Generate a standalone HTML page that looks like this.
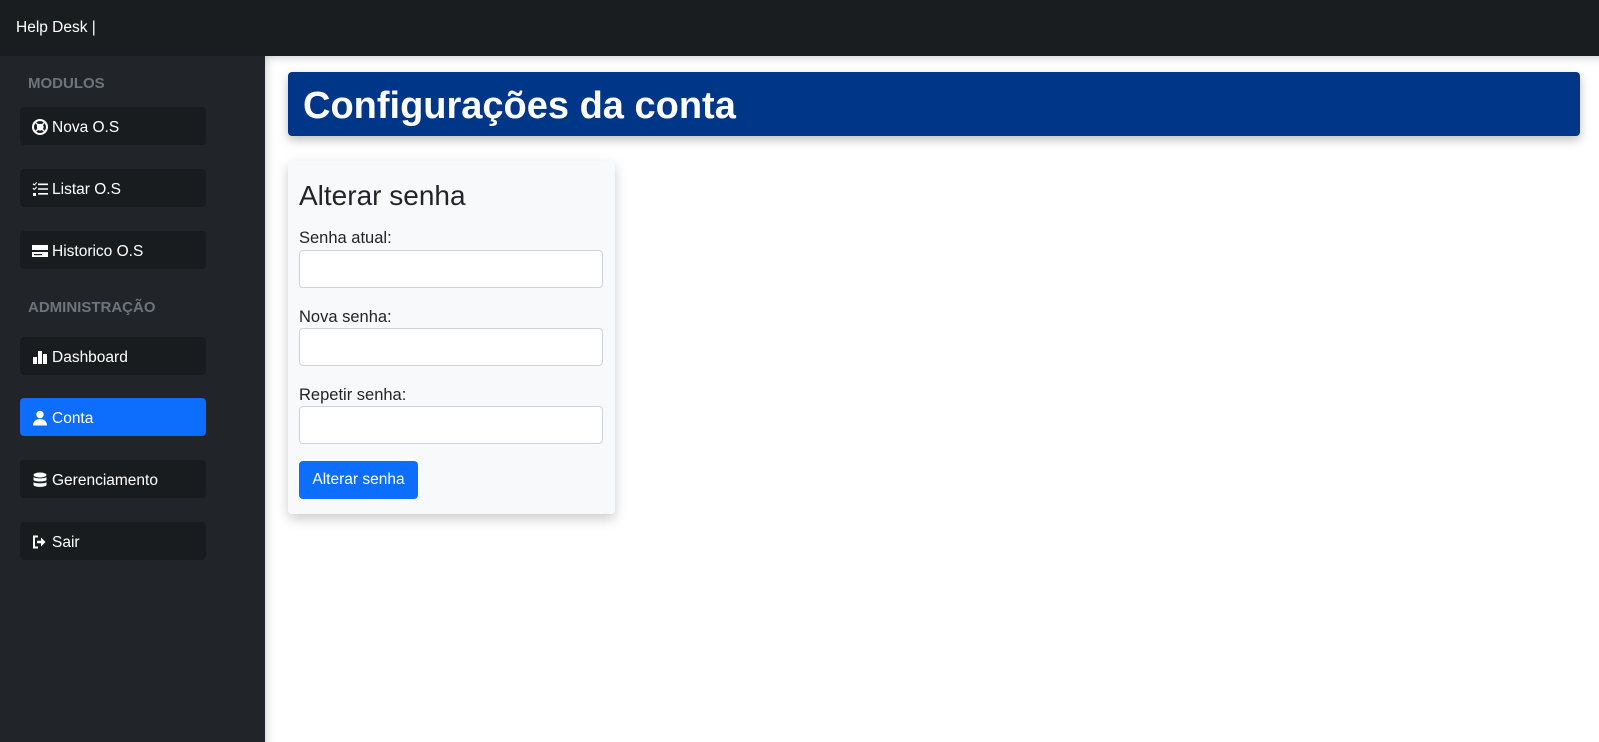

* * *

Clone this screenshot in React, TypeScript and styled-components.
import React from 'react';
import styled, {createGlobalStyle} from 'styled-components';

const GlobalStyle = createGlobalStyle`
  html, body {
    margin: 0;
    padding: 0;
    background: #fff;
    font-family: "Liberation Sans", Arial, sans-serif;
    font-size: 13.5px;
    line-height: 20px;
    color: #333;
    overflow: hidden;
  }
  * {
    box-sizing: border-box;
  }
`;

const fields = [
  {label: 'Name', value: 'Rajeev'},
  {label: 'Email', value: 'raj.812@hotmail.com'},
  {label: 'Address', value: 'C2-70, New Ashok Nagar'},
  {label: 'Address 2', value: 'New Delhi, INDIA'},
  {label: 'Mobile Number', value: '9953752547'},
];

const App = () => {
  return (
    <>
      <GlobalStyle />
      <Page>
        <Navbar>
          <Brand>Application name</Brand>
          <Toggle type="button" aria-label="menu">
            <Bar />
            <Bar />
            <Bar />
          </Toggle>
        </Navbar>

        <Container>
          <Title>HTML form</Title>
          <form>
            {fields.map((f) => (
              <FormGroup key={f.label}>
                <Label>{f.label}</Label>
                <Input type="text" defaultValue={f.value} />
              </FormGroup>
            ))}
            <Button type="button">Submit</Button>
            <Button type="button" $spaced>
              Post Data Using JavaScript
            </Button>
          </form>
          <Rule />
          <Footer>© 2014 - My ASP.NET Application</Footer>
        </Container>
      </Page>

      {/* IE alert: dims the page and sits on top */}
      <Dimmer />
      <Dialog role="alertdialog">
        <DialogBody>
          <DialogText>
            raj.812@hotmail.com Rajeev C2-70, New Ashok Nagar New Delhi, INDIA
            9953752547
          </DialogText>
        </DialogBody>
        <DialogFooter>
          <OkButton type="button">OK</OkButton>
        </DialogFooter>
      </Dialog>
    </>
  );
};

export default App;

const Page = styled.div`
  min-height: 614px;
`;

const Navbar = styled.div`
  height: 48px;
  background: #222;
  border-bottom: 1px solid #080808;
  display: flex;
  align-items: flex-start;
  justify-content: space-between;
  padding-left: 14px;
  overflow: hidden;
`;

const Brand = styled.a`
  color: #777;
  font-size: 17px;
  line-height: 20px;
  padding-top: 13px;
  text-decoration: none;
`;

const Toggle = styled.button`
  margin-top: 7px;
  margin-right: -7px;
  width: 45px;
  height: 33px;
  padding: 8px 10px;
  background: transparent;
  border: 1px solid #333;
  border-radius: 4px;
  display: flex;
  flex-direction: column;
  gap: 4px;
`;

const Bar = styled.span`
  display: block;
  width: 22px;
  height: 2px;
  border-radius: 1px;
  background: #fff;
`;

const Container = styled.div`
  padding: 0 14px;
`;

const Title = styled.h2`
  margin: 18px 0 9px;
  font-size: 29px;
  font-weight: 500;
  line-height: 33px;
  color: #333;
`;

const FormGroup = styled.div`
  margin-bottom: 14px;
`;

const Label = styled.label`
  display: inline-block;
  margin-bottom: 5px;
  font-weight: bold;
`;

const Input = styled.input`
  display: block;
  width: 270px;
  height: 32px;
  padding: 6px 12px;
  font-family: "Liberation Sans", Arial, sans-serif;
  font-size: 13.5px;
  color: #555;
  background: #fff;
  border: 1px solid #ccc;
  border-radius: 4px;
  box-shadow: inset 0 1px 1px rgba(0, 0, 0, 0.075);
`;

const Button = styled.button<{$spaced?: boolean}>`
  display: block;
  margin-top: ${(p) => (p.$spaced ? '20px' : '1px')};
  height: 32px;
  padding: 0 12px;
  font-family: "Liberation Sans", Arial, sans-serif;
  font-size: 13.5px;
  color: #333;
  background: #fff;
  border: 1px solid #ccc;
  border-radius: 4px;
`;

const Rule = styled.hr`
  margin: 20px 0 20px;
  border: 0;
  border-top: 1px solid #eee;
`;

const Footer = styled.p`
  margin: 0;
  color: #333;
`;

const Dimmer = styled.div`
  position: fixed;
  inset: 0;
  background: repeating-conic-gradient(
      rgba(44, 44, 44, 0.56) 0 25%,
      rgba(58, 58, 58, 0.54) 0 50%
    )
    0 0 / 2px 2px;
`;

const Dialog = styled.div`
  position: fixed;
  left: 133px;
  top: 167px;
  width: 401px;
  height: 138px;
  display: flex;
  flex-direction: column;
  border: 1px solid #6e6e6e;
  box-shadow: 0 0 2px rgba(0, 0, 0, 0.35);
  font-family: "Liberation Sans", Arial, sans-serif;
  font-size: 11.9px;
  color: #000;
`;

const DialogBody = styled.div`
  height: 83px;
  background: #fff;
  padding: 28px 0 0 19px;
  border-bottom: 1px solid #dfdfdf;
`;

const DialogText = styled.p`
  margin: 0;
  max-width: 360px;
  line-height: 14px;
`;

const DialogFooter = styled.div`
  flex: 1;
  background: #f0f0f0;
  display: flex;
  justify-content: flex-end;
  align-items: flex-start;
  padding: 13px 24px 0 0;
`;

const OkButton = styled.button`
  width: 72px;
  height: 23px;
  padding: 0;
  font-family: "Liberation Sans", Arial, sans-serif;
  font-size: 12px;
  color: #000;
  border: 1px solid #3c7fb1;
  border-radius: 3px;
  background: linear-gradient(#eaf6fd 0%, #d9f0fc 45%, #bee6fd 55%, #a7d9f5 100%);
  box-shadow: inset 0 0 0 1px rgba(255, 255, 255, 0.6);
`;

> _WHAT TO DO_
Copy all lines from the material that contain "React".

> _PROBLEM SOLUTION_
Clone this screenshot in React, TypeScript and styled-components.
import React from 'react';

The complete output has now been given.